Dr. Timothy Chou’s Presentaion Slides

James Hury. Deputy Director and Chief Innovation Officer, Translational Research Institutes for Space Health.

  • AI will help NASA’s astronauts manage health and human performance to Mars and back.
  • Four NASA astronauts are planning to launch to Mars, they will travel 2.5 years through a very hostile environment, descend safely to the surface of Mars, reside on another planet for a year, relaunch from Mars, and return to Earth with limited equipment, power, data, recreation, and food.
  • A completely self-contained and personalized health system is needed. Smart tools need to be integrated into a multimodal system for holistic health measurement and countermeasures response to ensure a successful mission even if the crew is unable to function

James Hury’s Presentation Slides

Dr. James Dzierzanowski. Executive Director, Strategic Advisory Services, Kaiser Permanente.
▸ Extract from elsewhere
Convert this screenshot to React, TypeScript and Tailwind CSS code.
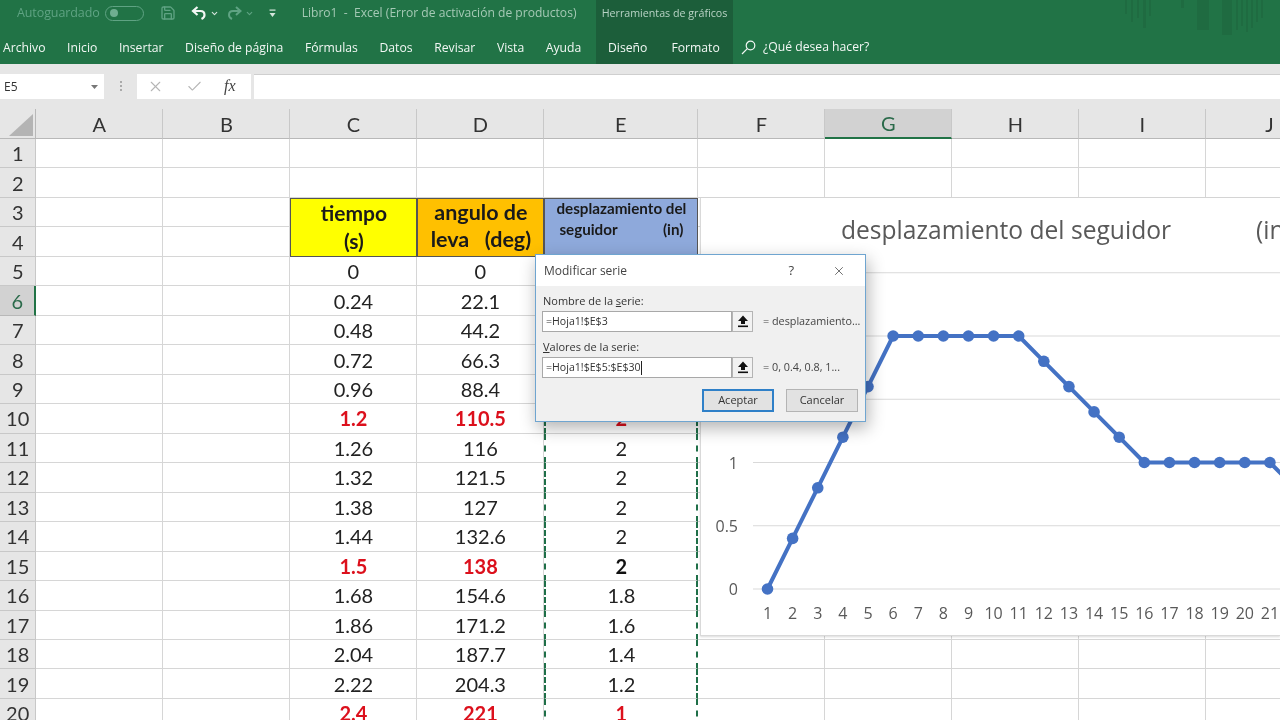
import React from "react";
import { Save, X, Check, ChevronDown } from "lucide-react";

const COLS = ["A", "B", "C", "D", "E", "F", "G", "H", "I", "J"];
type V = { t: string; red?: boolean; bold?: boolean };
const r = (t: string): V => ({ t, red: true });
const n = (t: string): V => ({ t });
const DATA: Record<number, V[]> = {
  5: [n("0"), n("0"), n("0")],
  6: [n("0.24"), n("22.1"), n("0.4")],
  7: [n("0.48"), n("44.2"), n("0.8")],
  8: [n("0.72"), n("66.3"), n("1.2")],
  9: [n("0.96"), n("88.4"), n("1.6")],
  10: [r("1.2"), r("110.5"), r("2")],
  11: [n("1.26"), n("116"), n("2")],
  12: [n("1.32"), n("121.5"), n("2")],
  13: [n("1.38"), n("127"), n("2")],
  14: [n("1.44"), n("132.6"), n("2")],
  15: [r("1.5"), r("138"), { t: "2", bold: true }],
  16: [n("1.68"), n("154.6"), n("1.8")],
  17: [n("1.86"), n("171.2"), n("1.6")],
  18: [n("2.04"), n("187.7"), n("1.4")],
  19: [n("2.22"), n("204.3"), n("1.2")],
  20: [r("2.4"), r("221"), r("1")],
};
const ROWS = Array.from({ length: 20 }, (_, i) => i + 1);
const SERIES = [0, 0.4, 0.8, 1.2, 1.6, 2, 2, 2, 2, 2, 2, 1.8, 1.6, 1.4, 1.2, 1, 1, 1, 1, 1, 1, 0.8];
const px = (i: number) => 66.5 + i * 25.12;
const py = (v: number) => 391 - v * 126.5;

function Tab({ children }: { children: React.ReactNode }) {
  return <span className="whitespace-nowrap text-[12.2px] leading-none text-[#f2f7f4]">{children}</span>;
}

function GridCell({ v, col }: { v?: V; col: number }) {
  const ants = col === 4;
  const borders = ants
    ? "border-b border-b-[#d6d6d6] border-x-2 border-x-[#1f6f48] [border-left-style:dashed] [border-right-style:dashed]"
    : "border-b border-r border-[#d6d6d6]";
  const tone = v?.red ? "font-bold text-[#dc101c]" : v?.bold ? "font-bold text-[#111]" : "text-[#222]";
  return (
    <div className={`flex items-center justify-center bg-white text-[20px] leading-none ${borders} ${tone}`}>
      {v?.t}
    </div>
  );
}

function RefButton() {
  return (
    <div className="flex h-[21px] w-[21px] items-center justify-center border border-[#b4b4b4] bg-[#f2f2f2]">
      <svg width="12" height="13" viewBox="0 0 12 13">
        <path d="M6 0.5 L11 6 H8 V9 H4 V6 H1 Z" fill="#111" />
        <rect x="1" y="10.5" width="10" height="1.6" fill="#111" />
      </svg>
    </div>
  );
}

function Field({ value, result, caret }: { value: string; result: string; caret?: boolean }) {
  return (
    <div className="flex items-center">
      <div className="flex h-[21px] w-[190px] items-center border border-[#a8a8a8] bg-white pl-[3px] text-[10.6px] text-[#333]">
        {value}
        {caret && <span className="h-[14px] w-px bg-[#222]" />}
      </div>
      <RefButton />
      <span className="ml-[10px] whitespace-nowrap text-[10.8px] text-[#444]">{result}</span>
    </div>
  );
}

export default function App() {
  return (
    <div className="relative h-[720px] w-[1280px] overflow-hidden bg-white font-['Open_Sans',sans-serif] blur-[0.3px]">
      {/* Title bar and ribbon tabs */}
      <header className="relative flex h-[64px] bg-[#217346]">
        <div className="flex w-[596px] flex-col">
          <div className="flex h-[26px] items-center pl-[17px]">
            <span className="text-[12.5px] tracking-[-0.1px] text-[#5fa383]">Autoguardado</span>
            <div className="ml-[5px] flex h-[15px] w-[39px] items-center rounded-full border border-[#5fa383] pl-[4px]">
              <span className="h-[8px] w-[8px] rounded-full bg-[#6fae90]" />
            </div>
            <Save className="ml-[16px] h-[16px] w-[16px] text-[#5fa383]" strokeWidth={2} />
            <svg className="ml-[15px]" width="16" height="14" viewBox="0 0 15 14" fill="none">
              <path d="M6 1 L1.5 5 L6 9 M2 5 H9 C12 5 13 7 13 9 C13 11 12 12 10 13" stroke="#f2f7f4" strokeWidth="2.2" />
            </svg>
            <ChevronDown className="ml-[3px] h-[9px] w-[9px] text-[#d5e5dc]" strokeWidth={3} />
            <svg className="ml-[8px]" width="15" height="14" viewBox="0 0 15 14" fill="none">
              <path d="M9 1 L13.5 5 L9 9 M13 5 H6 C3 5 2 7 2 9 C2 11 3 12 5 13" stroke="#5fa383" strokeWidth="2" />
            </svg>
            <ChevronDown className="ml-[3px] h-[9px] w-[9px] text-[#5fa383]" strokeWidth={3} />
            <svg className="ml-[15px]" width="7" height="9" viewBox="0 0 7 9">
              <rect x="0.5" y="0.5" width="6" height="1.2" fill="#d5e5dc" />
              <path d="M0.5 4 H6.5 L3.5 8 Z" fill="#d5e5dc" />
            </svg>
            <span className="ml-[26px] whitespace-nowrap text-[12.1px] text-[#a5c9b5]">
              Libro1&nbsp; -&nbsp; Excel (Error de activación de productos)
            </span>
          </div>
          <nav className="flex h-[38px] items-center gap-[21.6px] pl-[3px] pt-[6px]">
            <Tab>Archivo</Tab>
            <Tab>Inicio</Tab>
            <Tab>Insertar</Tab>
            <Tab>Diseño de página</Tab>
            <Tab>Fórmulas</Tab>
            <Tab>Datos</Tab>
            <Tab>Revisar</Tab>
            <Tab>Vista</Tab>
            <Tab>Ayuda</Tab>
          </nav>
        </div>
        <div className="flex w-[137px] flex-col bg-[#1c5e3a]">
          <div className="flex h-[26px] items-center justify-center">
            <span className="whitespace-nowrap text-[10.7px] text-[#b9d3c5]">Herramientas de gráficos</span>
          </div>
          <div className="flex h-[38px] items-center gap-[24px] pl-[12px] pt-[6px]">
            <Tab>Diseño</Tab>
            <Tab>Formato</Tab>
          </div>
        </div>
        <div className="flex items-end">
          <div className="flex h-[38px] items-center pl-[8px] pt-[4px]">
            <svg width="15" height="15" viewBox="0 0 15 15" fill="none" stroke="#f2f7f4" strokeWidth="1.2">
              <circle cx="9.5" cy="5.5" r="4.3" />
              <path d="M6.3 8.7 L1 14" />
            </svg>
            <span className="ml-[7px] whitespace-nowrap text-[12.2px] text-[#f2f7f4]">¿Qué desea hacer?</span>
          </div>
        </div>
        <svg className="absolute right-0 top-0" width="155" height="36" viewBox="0 0 155 36">
          <g fill="#1f6b41">
            <rect x="0" y="0" width="2" height="14" />
            <rect x="6" y="0" width="2" height="22" />
            <rect x="12" y="0" width="2" height="18" />
            <rect x="18" y="0" width="3" height="28" />
            <rect x="24" y="0" width="2" height="16" />
            <rect x="56" y="0" width="3" height="8" />
            <rect x="72" y="0" width="12" height="30" />
            <rect x="97" y="0" width="10" height="35" />
            <rect x="111" y="0" width="2" height="30" />
            <rect x="116" y="0" width="2" height="26" />
            <rect x="121" y="0" width="2" height="32" />
            <rect x="126" y="0" width="2" height="28" />
            <rect x="131" y="0" width="2" height="22" />
            <rect x="136" y="0" width="2" height="18" />
          </g>
        </svg>
      </header>

      {/* Formula bar */}
      <div className="flex h-[45px] items-center bg-[#e6e6e6] pb-[2px] pt-[1px]">
        <div className="flex h-[25px] w-[104px] items-center justify-between bg-white pl-[4px] pr-[6px] pt-[1px] text-[12px] text-[#333]">
          E5
          <svg width="7" height="4" viewBox="0 0 7 4"><path d="M0 0 H7 L3.5 4 Z" fill="#777" /></svg>
        </div>
        <div className="flex w-[33px] flex-col items-center gap-[2px]">
          <span className="h-[2px] w-[2px] bg-[#aaa]" />
          <span className="h-[2px] w-[2px] bg-[#aaa]" />
          <span className="h-[2px] w-[2px] bg-[#aaa]" />
        </div>
        <div className="flex h-[25px] w-[114px] items-center bg-white pl-[10px]">
          <X className="h-[17px] w-[17px] text-[#b5b5b5]" strokeWidth={1.5} />
          <Check className="ml-[22px] h-[17px] w-[17px] text-[#b5b5b5]" strokeWidth={1.5} />
          <span className="ml-[21px] font-['Liberation_Serif',serif] text-[16px] italic text-[#444]">fx</span>
        </div>
        <div className="ml-[3px] h-[25px] flex-1 border-t border-[#cfcfcf] bg-white" />
      </div>

      {/* Sheet */}
      <div className="grid grid-cols-[36.4px_127px_127px_127px_127px_154px_127px_127px_127px_127px_127px] grid-rows-[30px] auto-rows-[29.47px] font-['Lato',sans-serif]">
        <div className="relative border-b border-r border-[#b8b8b8] bg-[#e6e6e6]">
          <svg className="absolute left-[9px] top-[5px]" width="24" height="22" viewBox="0 0 24 22">
            <path d="M24 0 V22 H0 Z" fill="#b4b4b4" />
          </svg>
        </div>
        {COLS.map((c) => (
          <div
            key={c}
            className={`flex items-center justify-center border-r border-[#c8c8c8] text-[20px] ${
              c === "G"
                ? "border-b-2 border-b-[#217346] bg-[#d2d2d2] text-[#2a6a4a]"
                : "border-b border-b-[#b8b8b8] bg-[#e6e6e6] text-[#333]"
            }`}
          >
            {c}
          </div>
        ))}
        {ROWS.map((row) => (
          <React.Fragment key={row}>
            <div
              className={`flex items-center justify-center border-b text-[20px] ${
                row === 6
                  ? "border-r-2 border-[#b8b8b8] border-r-[#217346] bg-[#d2d2d2] text-[#2a6a4a]"
                  : "border-r border-[#c8c8c8] bg-[#e6e6e6] text-[#333]"
              }`}
            >
              {row}
            </div>
            {COLS.map((_, col) => {
              if (row === 4 && col >= 2 && col <= 4) return null;
              if (row === 3 && col === 2)
                return (
                  <div key={col} className="row-span-2 grid grid-rows-2 items-center border border-[#555] bg-[#ffff00] pb-[2px] text-center text-[21px] font-bold leading-none text-[#1a1a1a]">
                    <span>tiempo</span>
                    <span>(s)</span>
                  </div>
                );
              if (row === 3 && col === 3)
                return (
                  <div key={col} className="row-span-2 grid grid-rows-2 items-center border border-[#555] bg-[#ffc000] pb-[2px] text-center text-[21.5px] font-bold leading-none text-[#1a1a1a]">
                    <span>angulo de</span>
                    <span className="whitespace-pre">leva   (deg)</span>
                  </div>
                );
              if (row === 3 && col === 4)
                return (
                  <div key={col} className="row-span-2 flex flex-col items-center border border-[#555] bg-[#8ea9db] text-[15.2px] font-bold leading-[21px] text-[#1a1a1a]">
                    <span className="-mt-px">desplazamiento del</span>
                    <div className="flex w-full justify-between pl-[14px] pr-[14px]">
                      <span>seguidor</span>
                      <span>(in)</span>
                    </div>
                  </div>
                );
              const v = col >= 2 && col <= 4 ? DATA[row]?.[col - 2] : undefined;
              return row >= 5 ? <GridCell key={col} v={v} col={col} /> : <GridCell key={col} col={-1} />;
            })}
          </React.Fragment>
        ))}
      </div>

      {/* Embedded chart floats above the sheet */}
      <div className="absolute left-[700px] top-[198px] h-[438px] w-[580px] border-b border-l border-[#d9d9d9] bg-white shadow-[0_1px_2px_rgba(0,0,0,0.15)]">
        <svg width="580" height="438" viewBox="0 0 580 438" className="font-['Open_Sans',sans-serif]">
          <text x="140" y="41" fontSize="24.6" fill="#595959">desplazamiento del seguidor</text>
          <text x="555" y="41" fontSize="24.6" fill="#595959">(in</text>
          {[0, 0.5, 1, 1.5, 2, 2.5].map((v) => (
            <line key={v} x1="52" x2="580" y1={py(v)} y2={py(v)} stroke="#d9d9d9" strokeWidth="1" />
          ))}
          {[0, 0.5, 1].map((v) => (
            <text key={v} x="37" y={py(v) + 6} fontSize="16" fill="#595959" textAnchor="end">{v}</text>
          ))}
          {Array.from({ length: 21 }, (_, i) => (
            <text key={i} x={px(i)} y="421" fontSize="16" fill="#595959" textAnchor="middle">{i + 1}</text>
          ))}
          <polyline
            fill="none"
            stroke="#4472c4"
            strokeWidth="4"
            strokeLinejoin="round"
            points={SERIES.map((v, i) => `${px(i)},${py(v)}`).join(" ")}
          />
          {SERIES.map((v, i) => (
            <circle key={i} cx={px(i)} cy={py(v)} r="5.8" fill="#4472c4" />
          ))}
        </svg>
      </div>

      {/* Dialog */}
      <div className="absolute left-[535px] top-[254px] flex h-[168px] w-[331px] flex-col border border-[#6fa5d0] bg-[#f0f0f0] shadow-[2px_6px_16px_rgba(0,0,0,0.3)]">
        <div className="flex h-[31px] items-center bg-white pl-[8px] pt-[1px] text-[12px] text-[#444]">
          <span className="flex-1">Modificar serie</span>
          <span className="mr-[38px] text-[13px]">?</span>
          <X className="mr-[19px] h-[14px] w-[14px] text-[#333]" strokeWidth={1.2} />
        </div>
        <div className="flex flex-1 flex-col pl-[6px] pt-[7px] text-[11px] text-[#333]">
          <span className="mb-[3px] h-[15px] pl-[1px] leading-[15px]">Nombre de la <u>s</u>erie:</span>
          <Field value="=Hoja1!$E$3" result="= desplazamiento..." />
          <span className="mb-[3px] mt-[7px] h-[15px] pl-[1px] leading-[15px]"><u>V</u>alores de la serie:</span>
          <Field value="=Hoja1!$E$5:$E$30" result="= 0, 0.4, 0.8, 1..." caret />
          <div className="mt-[11px] flex justify-end gap-[12px] pr-[7px]">
            <button className="h-[23px] w-[72px] border-2 border-[#2f80c8] bg-[#e2e2e2] text-[11px] text-[#333]">Aceptar</button>
            <button className="h-[23px] w-[72px] border border-[#b4b4b4] bg-[#e2e2e2] text-[11px] text-[#333]">Cancelar</button>
          </div>
        </div>
      </div>
    </div>
  );
}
  • How quantum computing is poised to disrupt healthcare
  • The advent of pragmatic quantum computing is on the industry horizon with large scale investments from constituents including IBM, Microsoft, and Google, startups, international firms and governments.
  • With the utilization of photons – not computer bits – the technology may address intractable healthcare problems too intractable to solve in the past.
  • Yet, with this disruptive technology, new technology issues arise, to threaten the current state cryptography for data protection. All must be addressed with urgency over time. Healthcare applications in Pharma and AI/ML optimization problems were briefly discussed.